Set the depth stop of your plunge router to a quarter-inch below the flight wood, and route out the holes, running the bearing of the patterning bit along the edge of the plywood. This produces perfectly flat, uniform holes, and you can reuse the plywood on any other flights you make with the same spacings.

A plywood beer flight board hole template below a live edge beer flight board, before any cup holes have been cut.
Having a template will help ensure your cup holes look nice. Jean Levasseur

5. Sand until you have visions of the desert. Sanding separates good from great in woodworking. Use a random orbit sander to work through the grits: 120, 150, and 220. Then comes the really hard part: hand-sanding the holes. These don’t have to be perfect because people likely won’t touch them much, but you do want to sand away any unsightly drill or router marks.

6. Raise the grain and sand again. When wood gets wet, the fibers absorb water and swell. After sanding, this causes a rough finish to emerge the first time the wood comes in contact with water (or spilled beer). Beat the swelling to the punch by lightly wetting every surface of your beer flight boards and then hand-sanding the whole thing again with 220-grit paper. This will eliminate the raised grain that can ruin the feel of a good finish.

7. Apply the finish of your choice.

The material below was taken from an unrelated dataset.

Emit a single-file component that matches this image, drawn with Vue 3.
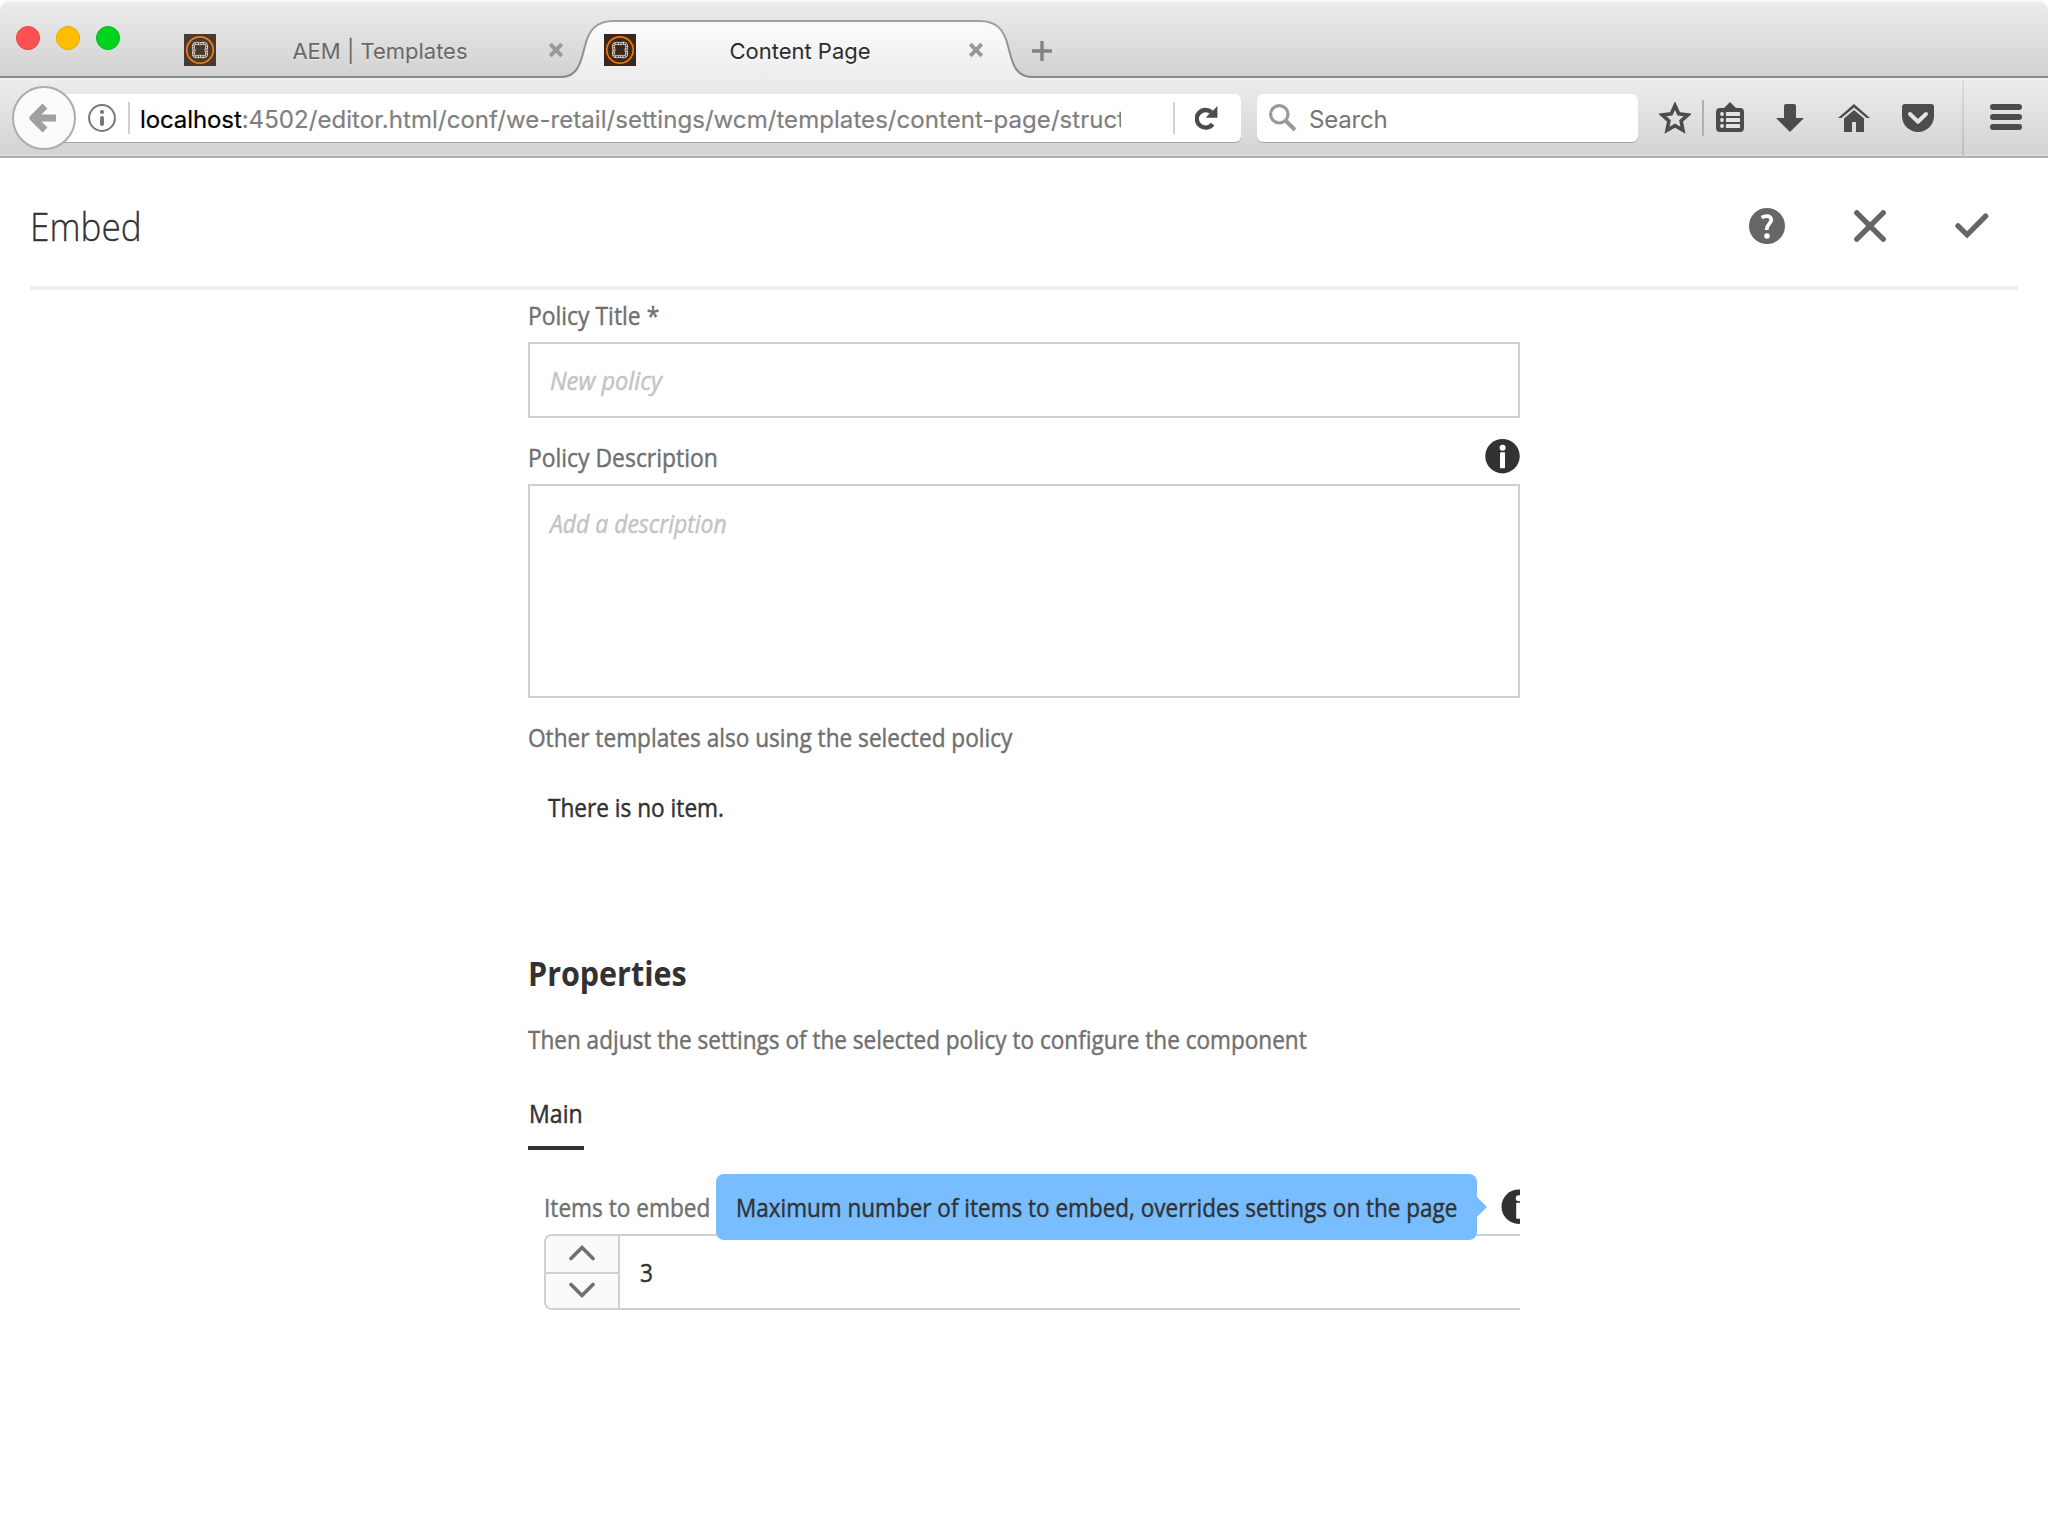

Most finishes will work fine here, aside from shellac, which can be dissolved by alcohol. I chose spray-on polyurethane, for several reasons. One, it’s durable and reliable. Two, the spray makes it easy to completely coat both the holes and the live edge. And most importantly, I had half a can left on my shelf from another project that I needed to use.

Make sure to follow the manufacturer’s instructions on your finish of choice, including any sanding requirements, to achieve the best finish possible.

8. Drink and enjoy. There are few better ways to celebrate finishing a new project than with a drink (or four.) Hopefully you added in a sub-step somewhere along the way to go to the store and pick up a variety pack of beer so you can show off your brand new beer flight as it was meant to be used.